[Records from a dataset]
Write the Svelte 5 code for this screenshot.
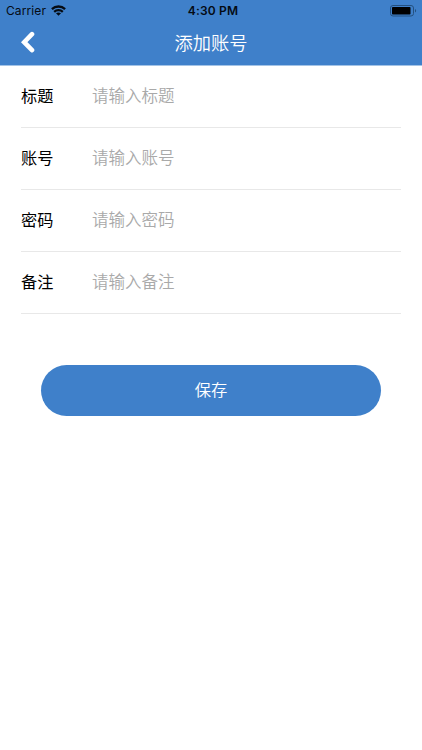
<script>
  let fields = $state([
    { name: 'title', label: '标题', placeholder: '请输入标题', value: '' },
    { name: 'account', label: '账号', placeholder: '请输入账号', value: '' },
    { name: 'password', label: '密码', placeholder: '请输入密码', value: '' },
    { name: 'remark', label: '备注', placeholder: '请输入备注', value: '' }
  ]);

  function handleSubmit(event) {
    event.preventDefault();
  }
</script>

<div class="page">
  <header>
    <div class="status-bar">
      <div class="carrier">
        <span>Carrier</span>
        <svg width="15" height="11" viewBox="0 0 15 11" fill="none" stroke="#050b14" stroke-width="2.3">
          <path d="M0.9 4.1C4.6 0.6 10.4 0.6 14.1 4.1" />
          <path d="M3.2 6.8C5.6 4.6 9.4 4.6 11.8 6.8" />
          <path d="M7.5 10.8L5 8.3C6.4 7.1 8.6 7.1 10 8.3Z" fill="#050b14" stroke="none" />
        </svg>
      </div>
      <span class="time">4:30 PM</span>
      <div class="battery">
        <svg width="27" height="12" viewBox="0 0 27 12">
          <rect x="0.5" y="0.5" width="23" height="10.5" rx="2.5" fill="none" stroke="#24507f" />
          <rect x="2" y="2" width="18.5" height="7.5" rx="0.8" fill="#000" />
          <path d="M25 4V7.6C26.5 7 26.5 4.6 25 4Z" fill="#24507f" />
        </svg>
      </div>
    </div>
    <div class="nav-bar">
      <button class="back" type="button" aria-label="返回">
        <svg width="14" height="22" viewBox="0 0 14 22">
          <path d="M11 3.2L3.2 11.2L11 19.2" fill="none" stroke="#fff" stroke-width="4.6" stroke-linecap="round" />
        </svg>
      </button>
      <h1>添加账号</h1>
    </div>
  </header>

  <form onsubmit={handleSubmit}>
    {#each fields as field}
      <div class="row">
        <label for={field.name}>{field.label}</label>
        <input id={field.name} type="text" placeholder={field.placeholder} bind:value={field.value} />
      </div>
    {/each}
    <button class="save" type="submit">保存</button>
  </form>
</div>

<style>
  :global(body) {
    background: #fff;
  }

  .page {
    min-height: 750px;
    font-family: Inter, 'Noto Sans CJK SC', sans-serif;
    color: #000;
  }

  header {
    box-sizing: border-box;
    height: 66px;
    border-bottom: 1px solid #a3c3e6;
    background: #3f80ca;
  }

  .status-bar {
    display: grid;
    grid-template-columns: 1fr auto 1fr;
    align-items: center;
    height: 21px;
    padding: 0 5px 0 6px;
    color: #050b14;
    font-size: 12px;
  }

  .carrier {
    display: flex;
    align-items: center;
    gap: 5px;
    letter-spacing: 0.1px;
  }

  .time {
    padding-left: 3px;
    font-weight: 600;
    letter-spacing: 0.2px;
  }

  .battery {
    display: flex;
    justify-content: flex-end;
  }

  .nav-bar {
    display: grid;
    grid-template-columns: 60px 1fr 60px;
    align-items: center;
    height: 42px;
  }

  .back {
    display: flex;
    padding: 0 0 0 21px;
    border: none;
    background: none;
  }

  h1 {
    margin: 0;
    color: #fff;
    font-size: 18.3px;
    font-weight: 350;
    text-align: center;
  }

  form {
    padding: 0 21px;
  }

  .row {
    display: flex;
    align-items: center;
    box-sizing: border-box;
    height: 62px;
    border-bottom: 1px solid #e8e8e8;
  }

  label {
    width: 71px;
    padding-bottom: 3px;
    font-size: 16.2px;
  }

  input {
    flex: 1;
    min-width: 0;
    padding: 0 0 2px;
    border: none;
    outline: none;
    background: none;
    font-family: inherit;
    font-size: 16.5px;
  }

  input::placeholder {
    color: #a9a9a9;
    font-weight: 350;
    opacity: 1;
  }

  .save {
    display: block;
    width: 340px;
    height: 51px;
    margin: 51px auto 0;
    padding: 0 0 3px;
    border: none;
    border-radius: 26px;
    background: #3f80ca;
    color: #fff;
    font-family: inherit;
    font-size: 16.3px;
    font-weight: 350;
  }
</style>
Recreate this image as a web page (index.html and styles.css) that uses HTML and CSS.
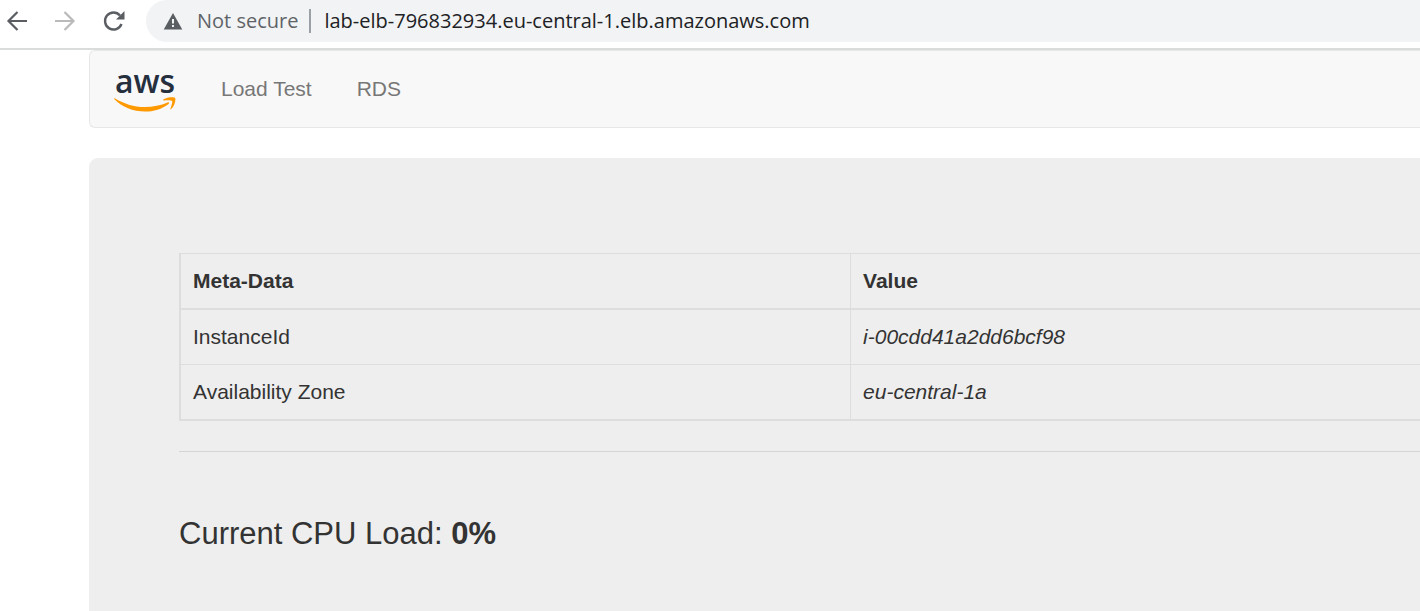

### Problem
Retype all of the entries exactly as written, leaving out any images.

### Solution to this task
Write the Svelte 5 code for this screenshot.
<script>
  let fields = $state([
    { name: 'title', label: '标题', placeholder: '请输入标题', value: '' },
    { name: 'account', label: '账号', placeholder: '请输入账号', value: '' },
    { name: 'password', label: '密码', placeholder: '请输入密码', value: '' },
    { name: 'remark', label: '备注', placeholder: '请输入备注', value: '' }
  ]);

  function handleSubmit(event) {
    event.preventDefault();
  }
</script>

<div class="page">
  <header>
    <div class="status-bar">
      <div class="carrier">
        <span>Carrier</span>
        <svg width="15" height="11" viewBox="0 0 15 11" fill="none" stroke="#050b14" stroke-width="2.3">
          <path d="M0.9 4.1C4.6 0.6 10.4 0.6 14.1 4.1" />
          <path d="M3.2 6.8C5.6 4.6 9.4 4.6 11.8 6.8" />
          <path d="M7.5 10.8L5 8.3C6.4 7.1 8.6 7.1 10 8.3Z" fill="#050b14" stroke="none" />
        </svg>
      </div>
      <span class="time">4:30 PM</span>
      <div class="battery">
        <svg width="27" height="12" viewBox="0 0 27 12">
          <rect x="0.5" y="0.5" width="23" height="10.5" rx="2.5" fill="none" stroke="#24507f" />
          <rect x="2" y="2" width="18.5" height="7.5" rx="0.8" fill="#000" />
          <path d="M25 4V7.6C26.5 7 26.5 4.6 25 4Z" fill="#24507f" />
        </svg>
      </div>
    </div>
    <div class="nav-bar">
      <button class="back" type="button" aria-label="返回">
        <svg width="14" height="22" viewBox="0 0 14 22">
          <path d="M11 3.2L3.2 11.2L11 19.2" fill="none" stroke="#fff" stroke-width="4.6" stroke-linecap="round" />
        </svg>
      </button>
      <h1>添加账号</h1>
    </div>
  </header>

  <form onsubmit={handleSubmit}>
    {#each fields as field}
      <div class="row">
        <label for={field.name}>{field.label}</label>
        <input id={field.name} type="text" placeholder={field.placeholder} bind:value={field.value} />
      </div>
    {/each}
    <button class="save" type="submit">保存</button>
  </form>
</div>

<style>
  :global(body) {
    background: #fff;
  }

  .page {
    min-height: 750px;
    font-family: Inter, 'Noto Sans CJK SC', sans-serif;
    color: #000;
  }

  header {
    box-sizing: border-box;
    height: 66px;
    border-bottom: 1px solid #a3c3e6;
    background: #3f80ca;
  }

  .status-bar {
    display: grid;
    grid-template-columns: 1fr auto 1fr;
    align-items: center;
    height: 21px;
    padding: 0 5px 0 6px;
    color: #050b14;
    font-size: 12px;
  }

  .carrier {
    display: flex;
    align-items: center;
    gap: 5px;
    letter-spacing: 0.1px;
  }

  .time {
    padding-left: 3px;
    font-weight: 600;
    letter-spacing: 0.2px;
  }

  .battery {
    display: flex;
    justify-content: flex-end;
  }

  .nav-bar {
    display: grid;
    grid-template-columns: 60px 1fr 60px;
    align-items: center;
    height: 42px;
  }

  .back {
    display: flex;
    padding: 0 0 0 21px;
    border: none;
    background: none;
  }

  h1 {
    margin: 0;
    color: #fff;
    font-size: 18.3px;
    font-weight: 350;
    text-align: center;
  }

  form {
    padding: 0 21px;
  }

  .row {
    display: flex;
    align-items: center;
    box-sizing: border-box;
    height: 62px;
    border-bottom: 1px solid #e8e8e8;
  }

  label {
    width: 71px;
    padding-bottom: 3px;
    font-size: 16.2px;
  }

  input {
    flex: 1;
    min-width: 0;
    padding: 0 0 2px;
    border: none;
    outline: none;
    background: none;
    font-family: inherit;
    font-size: 16.5px;
  }

  input::placeholder {
    color: #a9a9a9;
    font-weight: 350;
    opacity: 1;
  }

  .save {
    display: block;
    width: 340px;
    height: 51px;
    margin: 51px auto 0;
    padding: 0 0 3px;
    border: none;
    border-radius: 26px;
    background: #3f80ca;
    color: #fff;
    font-family: inherit;
    font-size: 16.3px;
    font-weight: 350;
  }
</style>
Recreate this image as a web page (index.html and styles.css) that uses HTML and CSS.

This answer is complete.